Keynes, of course, was forced to develop the idea of a "liquidity trap" to explain why his other theories were not working in practice. When great physicians insist your health will improve when you take their pill, and you soon expire, they must quickly develop a theory on why there is an exception to the rule. In the 1930s, Keynes developed the theory that producers were ready to produce but people didn't have money, so the government should give it to them, after either taxing it away from people who weren't spending it fast enough, or by borrowing it from the rich and giving it to the poor, who would spend it. Alas, all this was tried, interest rates approached zero because more people wanted to lend than wanted to borrow and spend, and the Great Depression only got deeper. The "liquidity trap" was the idea that held Keynesians together until World War II, when the government ran enormous deficits to buy things that were destroyed so rapidly after they were detonated or crashed or hit by enemy fire, that they had to be replaced.

In recent years, Keynesians changed their name to neo-Keynesians, because they observed that people were spending faster than they were saving, and we had the opposite of a liquidity trap (which they stopped talking about, except in hushed tones when you were around with a notebook). But now comes Japan, in its elliptical orbit around the consumer, with government deficits as big as World War II and interest rates shaving zero percent, and consumers are not only refusing to spend, but are becoming unemployed in greater numbers. In your report, you tell us that MIT Professor Paul Krugman -- one of the most revered economists in the Ptolemaic system -- actually traveled to Japan last year to see some consumers first hand. As you wrote: "He constructed a mathematical model, a standard tool of modern economics, to demonstrate that printing more money and lowering interest rates, even down to zero, would succeed in stimulating demand and expanding the economy. ‘Instead, I succeeded in proving to myself that this was not necessarily true,' he said. He concluded that a liquidity trap was possible after all. It was no longer just a historical curiosity -- a fading memory of the Depression and the teachings of Keynes. It had happened in Japan."

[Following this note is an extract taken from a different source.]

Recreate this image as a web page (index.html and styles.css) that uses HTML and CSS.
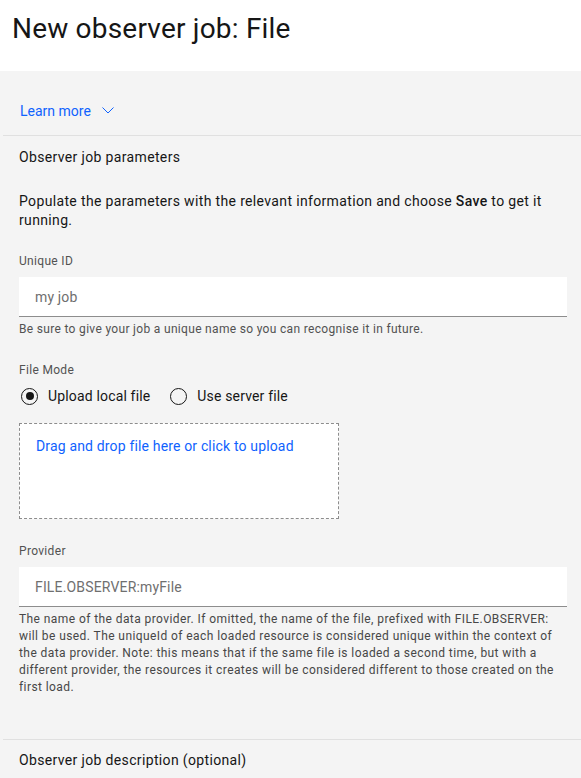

WoW!! GollyGeeWhillikers!! The Great Krugman constructed a mathematical model and actually went to Japan to discover that it did not work, so he must have run into the same liquidity trap that Keynes discovered 60 years ago to explain why his theories did not work. Lou, does this mean Japan has to have a war in order to get out of its liquidity trap?

I apologize if it seems to you that I might be smiling to myself over all this, but the Times does not have any funnies, so I have to get my laughs where I can. There is no such thing as a liquidity trap, Lou. In the supply model, monetary policy in a country is too tight not when interest rates are high, as Krugman surmises, but when the price of gold is falling because of too little liquidity. Japan needs to forget about interest rates, cut the capital gains tax on real property, and target a gold price of at least ¥40,000 to the ounce (where it is now closer to ¥30,000). It would work in practice as good as in theory!

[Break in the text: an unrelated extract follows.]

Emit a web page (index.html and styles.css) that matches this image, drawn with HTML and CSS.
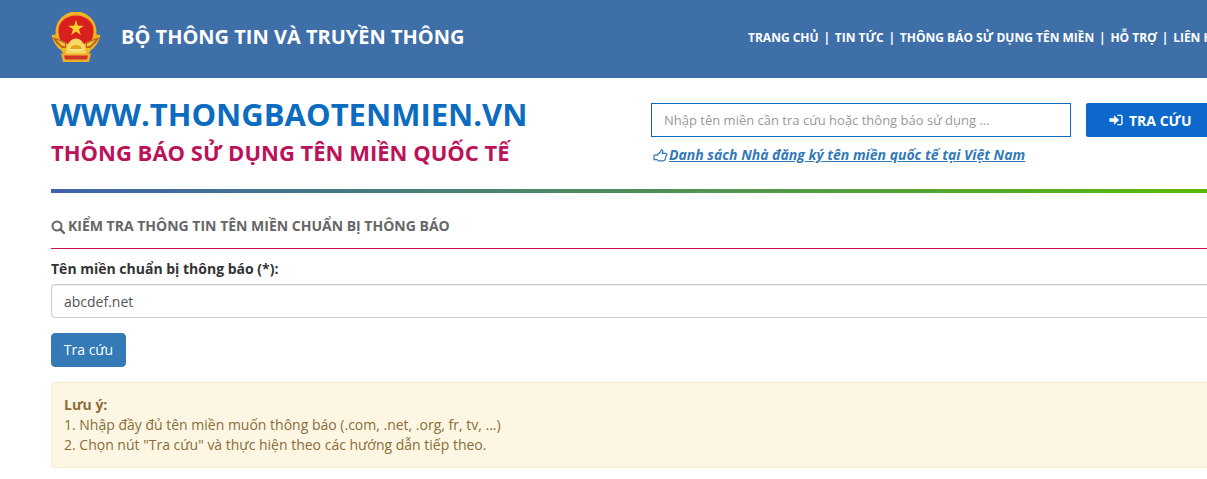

Do you know what the intellectual problem is, Lou? The economics establishment refuses to recognize my 1977 discovery that the Crash on Wall Street in 1929 was caused by the surprise of the Smoot-Hawley Tariff Act, which was signed into law by Hoover in June 1930, but whose passage was foretold in the U.S. Senate votes of October 1929. Unable to explain the Crash in a supply framework, John Maynard Keynes cooked up the idea that prior to the 1930s the producer was at the center of the system, but now the consumer was in control. Do you know, Lou, that 22 years after I first published my hypothesis in The Wall Street Journal, and 21 years after I documented my findings in my book, The Way the World Works, that nobody on the staff at the NYTimes has ever been allowed to write about it. Even Leonard Silk, who was good enough to call me now and then in an attempt to figure out why supply-side economics was so popular with the voters when it wasn't supposed to work, never connected the Crash with my Supply Shock.

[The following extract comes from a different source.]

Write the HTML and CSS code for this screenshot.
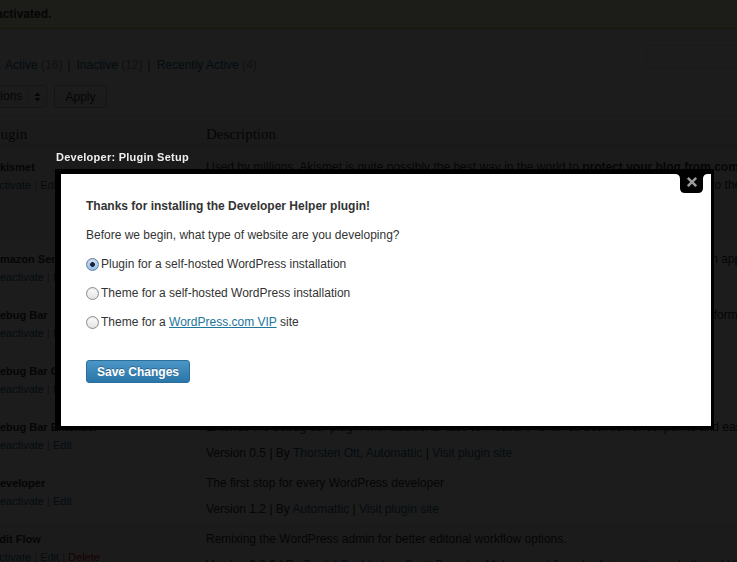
FILE: index.html
```html
<!DOCTYPE html>
<html>
<head>
<meta charset="utf-8">
<title>Plugins</title>
<link rel="stylesheet" href="styles.css">
</head>
<body>
<div class="page">
  <div class="notice">activated.</div>

  <div class="filters">
    <ul class="subsub">
      <li><a href="#">Active</a> <span class="count">(16)</span><span class="sep">|</span></li>
      <li><a href="#">Inactive</a> <span class="count">(12)</span><span class="sep">|</span></li>
      <li><a href="#">Recently Active</a> <span class="count">(4)</span></li>
    </ul>
    <div class="search"></div>
  </div>

  <div class="tablenav">
    <div class="select">
      <span class="select-label">Bulk Actions</span>
      <span class="select-arrows">
        <svg width="7" height="10" viewBox="0 0 7 10"><path d="M3.5 0.5 L6.5 4 H0.5 Z M3.5 9.5 L6.5 6 H0.5 Z" fill="#333"/></svg>
      </span>
    </div>
    <button class="apply" type="button">Apply</button>
  </div>

  <table class="plugins">
    <colgroup><col class="c1"><col class="c2"></colgroup>
    <thead>
      <tr><th class="th-name">Plugin</th><th>Description</th></tr>
    </thead>
    <tbody>
      <tr class="inactive">
        <td><strong class="pname">Akismet</strong><div class="actions"><a href="#">Activate</a> | <a href="#">Edit</a> | <a href="#" class="delete">Delete</a></div></td>
        <td><p class="desc">Used by millions, Akismet is quite possibly the best way in the world to <strong>protect your blog from comment and trackback spam</strong>. It keeps your site protected from spam even while you sleep.<br>To get started: 1) click the 'Activate' link to the left of this description, 2) Sign up for a key, 3) go to the Akismet configuration page, and save your API key.<br>Akismet checks your comments against the Akismet web service.</p>
        <div class="meta">Version 2.5.3 | By <a href="#">Automattic</a> | <a href="#">Visit plugin site</a></div></td>
      </tr>
      <tr>
        <td><strong class="pname">Amazon Services</strong><div class="actions"><a href="#">Deactivate</a> | <a href="#">Edit</a></div></td>
        <td><p class="desc">Connecting WordPress to Amazon Web Services so that other plugins can use them in your own applications.</p>
        <div class="meta">Version 0.2 | By <a href="#">Automattic</a> | <a href="#">Visit plugin site</a></div></td>
      </tr>
      <tr>
        <td><strong class="pname">Debug Bar</strong><div class="actions"><a href="#">Deactivate</a> | <a href="#">Edit</a></div></td>
        <td><p class="desc">Adds a debug menu to the admin bar that shows queries, cache, and other helpful debugging information.</p>
        <div class="meta">Version 0.8 | By <a href="#">wordpressdotorg</a> | <a href="#">Visit plugin site</a></div></td>
      </tr>
      <tr>
        <td><strong class="pname">Debug Bar Console</strong><div class="actions"><a href="#">Deactivate</a> | <a href="#">Edit</a></div></td>
        <td><p class="desc">Adds a PHP/MySQL console to the debug bar. Requires the debug bar plugin.</p>
        <div class="meta">Version 0.3 | By <a href="#">koopersmith</a> | <a href="#">Visit plugin site</a></div></td>
      </tr>
      <tr>
        <td><strong class="pname">Debug Bar Extender</strong><div class="actions"><a href="#">Deactivate</a> | <a href="#">Edit</a></div></td>
        <td><p class="desc">Extends the debug bar plugin with additional tabs to measure runtimes between checkpoints and easily lookup variable content.</p>
        <div class="meta">Version 0.5 | By <a href="#">Thorsten Ott, Automattic</a> | <a href="#">Visit plugin site</a></div></td>
      </tr>
      <tr>
        <td><strong class="pname">Developer</strong><div class="actions"><a href="#">Deactivate</a> | <a href="#">Edit</a></div></td>
        <td><p class="desc">The first stop for every WordPress developer</p>
        <div class="meta">Version 1.2 | By <a href="#">Automattic</a> | <a href="#">Visit plugin site</a></div></td>
      </tr>
      <tr class="inactive">
        <td><strong class="pname">Edit Flow</strong><div class="actions"><a href="#">Activate</a> | <a href="#">Edit</a> | <a href="#" class="delete">Delete</a></div></td>
        <td><p class="desc">Remixing the WordPress admin for better editorial workflow options.</p>
        <div class="meta">Version 0.6.3 | By <a href="#">Daniel Bachhuber, Scott Bressler, Mohammad Jangda, Automattic, and others</a> | <a href="#">Visit plugin site</a></div></td>
      </tr>
    </tbody>
  </table>
</div>

<div class="overlay"></div>

<div class="dialog">
  <div class="dialog-title">Developer: Plugin Setup</div>
  <div class="dialog-frame">
    <div class="dialog-body">
      <p class="lead">Thanks for installing the Developer Helper plugin!</p>
      <p class="line">Before we begin, what type of website are you developing?</p>
      <label class="option"><input type="radio" name="type" checked><span>Plugin for a self-hosted WordPress installation</span></label>
      <label class="option"><input type="radio" name="type"><span>Theme for a self-hosted WordPress installation</span></label>
      <label class="option"><input type="radio" name="type"><span>Theme for a <a href="#">WordPress.com VIP</a> site</span></label>
      <button class="save" type="button">Save Changes</button>
    </div>
    <a class="close" href="#" aria-label="Close">
      <svg width="33" height="19" viewBox="0 0 33 19">
        <path d="M0 0 H33 Q28 0 28 5 V14 Q28 19 23 19 H10 Q5 19 5 14 V5 Q5 0 0 0 Z" fill="#000"/>
        <path d="M12.8 3.8 L21.2 12.2 M21.2 3.8 L12.8 12.2" stroke="#9c9c9c" stroke-width="2.5"/>
      </svg>
    </a>
  </div>
</div>
</body>
</html>
```

FILE: styles.css
```css
* { box-sizing: border-box; }

html, body {
  margin: 0;
  padding: 0;
}

body {
  font-family: "Liberation Sans", Arial, sans-serif;
  font-size: 12px;
  color: #333;
  background: #f9f9f9;
  overflow: hidden;
}

a { color: #21759b; text-decoration: none; }

.page {
  width: 737px;
  height: 562px;
  overflow: hidden;
  background: #f9f9f9;
}

/* notice */
.notice {
  height: 29px;
  background: #ffffe0;
  border-bottom: 1px solid #e6db55;
  line-height: 28px;
  font-weight: bold;
  text-indent: -4px;
  white-space: nowrap;
}

/* filter links + search */
.filters {
  display: flex;
  margin-top: 16px;
  height: 28px;
}

.subsub {
  list-style: none;
  margin: 11px 0 0 5px;
  padding: 0;
  display: flex;
  line-height: 18px;
  white-space: nowrap;
  color: #666;
}

.count { color: #999; }

.sep {
  padding: 0 6px 0 5px;
  color: #666;
}

.search {
  margin-left: auto;
  margin-right: -40px;
  width: 131px;
  height: 23px;
  border: 1px solid #dfdfdf;
  border-radius: 3px;
  background: #fff;
}

/* bulk actions */
.tablenav {
  display: flex;
  margin-top: 12px;
  height: 23px;
}

.select {
  display: flex;
  width: 100px;
  height: 23px;
  margin-left: -53px;
  border: 1px solid #c9c9c9;
  border-radius: 4px;
  background: linear-gradient(#fff, #f0f0f0);
  white-space: nowrap;
  line-height: 21px;
}

.select-label {
  flex: 1;
  padding-left: 9px;
  overflow: hidden;
}

.select-arrows {
  width: 18px;
  border-left: 1px solid #d5d5d5;
  display: flex;
  align-items: center;
  justify-content: center;
}

.apply {
  margin-left: 7px;
  width: 53px;
  height: 23px;
  padding: 0;
  border: 1px solid #bbb;
  border-radius: 3px;
  background: linear-gradient(#fefefe, #f0f0f0);
  font-family: "Liberation Sans", Arial, sans-serif;
  font-size: 12px;
  color: #333;
}

/* plugin table */
.plugins {
  border-collapse: separate;
  border-spacing: 0;
  table-layout: fixed;
  width: 1400px;
  margin: 8px 0 0 -15px;
  border-top: 1px solid #dfdfdf;
}

.plugins col.c1 { width: 214px; }

.plugins th {
  font-family: "Liberation Serif", "Times New Roman", serif;
  font-weight: normal;
  font-size: 15px;
  text-align: left;
  color: #333;
  padding: 4px 7px 1px;
  line-height: 27px;
  background: linear-gradient(#f9f9f9, #ececec);
  border-bottom: 1px solid #dfdfdf;
}

.plugins th.th-name { padding-left: 3px; }

.plugins td {
  vertical-align: top;
  padding: 7px 7px 4px;
  border-top: 1px solid #fff;
  white-space: nowrap;
}

.plugins tr.inactive td { background: #f4f4f4; }

.pname {
  display: block;
  font-size: 11px;
  line-height: 18px;
}

.actions {
  font-size: 11px;
  line-height: 18px;
  color: #999;
}

.actions .delete { color: #bc0b0b; }

.desc {
  margin: 0;
  line-height: 18px;
}

.meta {
  margin-top: 8px;
  line-height: 18px;
}

/* overlay + dialog */
.overlay {
  position: fixed;
  top: 0;
  left: 0;
  right: 0;
  bottom: 0;
  background: rgba(0, 0, 0, 0.89);
}

.dialog {
  position: absolute;
  left: 55px;
  top: 146px;
}

.dialog-title {
  height: 23px;
  line-height: 23px;
  padding-left: 1px;
  color: #eee;
  font-size: 11px;
  font-weight: bold;
  letter-spacing: 0.25px;
  white-space: nowrap;
}

.dialog-frame {
  position: relative;
  background: #000;
  padding: 5px 3px 4px 6px;
}

.dialog-body {
  width: 650px;
  height: 252px;
  background: #fff;
  padding: 24px 25px;
  color: #333;
}

.dialog-body p {
  margin: 0 0 13px;
  line-height: 16px;
}

.lead { font-weight: bold; }

.option {
  display: flex;
  align-items: center;
  height: 16px;
  margin-bottom: 13px;
  line-height: 16px;
}

.option a { text-decoration: underline; }

.option input {
  appearance: none;
  -webkit-appearance: none;
  width: 13px;
  height: 13px;
  margin: 0 2px 0 0;
  border: 1px solid #8d8d8d;
  border-radius: 50%;
  background: linear-gradient(#ffffff, #e2e2e2);
  box-shadow: inset 0 1px 1px rgba(0, 0, 0, 0.12);
}

.option input:checked {
  border-color: #6a7f9c;
  background:
    radial-gradient(circle, #1c2133 0, #1c2133 2px, rgba(28, 33, 51, 0) 2.8px),
    linear-gradient(#d6e7f8, #8bbbe8);
}

.save {
  margin-top: 17px;
  height: 23px;
  padding: 0 10px;
  border: 1px solid #2a6e9c;
  border-radius: 3px;
  background: linear-gradient(#4b95c7, #2b76a8);
  color: #fff;
  font-family: "Liberation Sans", Arial, sans-serif;
  font-size: 12px;
  font-weight: bold;
  text-shadow: 0 -1px 0 rgba(0, 0, 0, 0.3);
}

.close {
  position: absolute;
  left: 620px;
  top: 5px;
  width: 33px;
  height: 19px;
  display: block;
}

.close svg { display: block; }
```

Once you understand the supply model, Lou, you can go anywhere in the world, even Japan, and fairly quickly figure out why producers are not exchanging with each other as rapidly as they could be. (There are no consumers in a supply model, Lou, only people who make bread exchanging their surplus with people who make wine.) Years ago, I explained to my clients at Polyconomics that Japan would never conquer the world, because it had a legion of young economists who had trained at Harvard, Yale, Stanford and MIT coming of bureaucratic age. They would destroy the Japanese economy by mismanaging the economy along Keynesian, neo-Keynesian and monetarist demand-side principles. When the stock market "bubble" burst in 1990, I finally discovered that the effective capital gains tax on real property had risen sharply on Jan. 1 of that fateful year. The risks of people financing the exchange of bread and wine and everything else in the system had suddenly shot up, which meant the value of financial assets went down. I've explained this many times to Timesmen, but it is politically incorrect at the Times to blame anything bad on a higher capital gains tax or to credit anything good on a lower capital gains tax. Your simple rule of thumb, I take it, is to credit the Keynesians when their theories work in practice and to excuse them when their theories fail, because of liquidity traps. It is about 50-50, no?

One of these days, Lou, you should ask your editors if it would be okay to ask a variety of Ph.D. economists to read Chapter VII of my book, about the Crash, and have them go on record with their comments. Unless and until it becomes politically correct at the Times to admit I got it right, I'm afraid you will continue to be trapped in liquidity traps.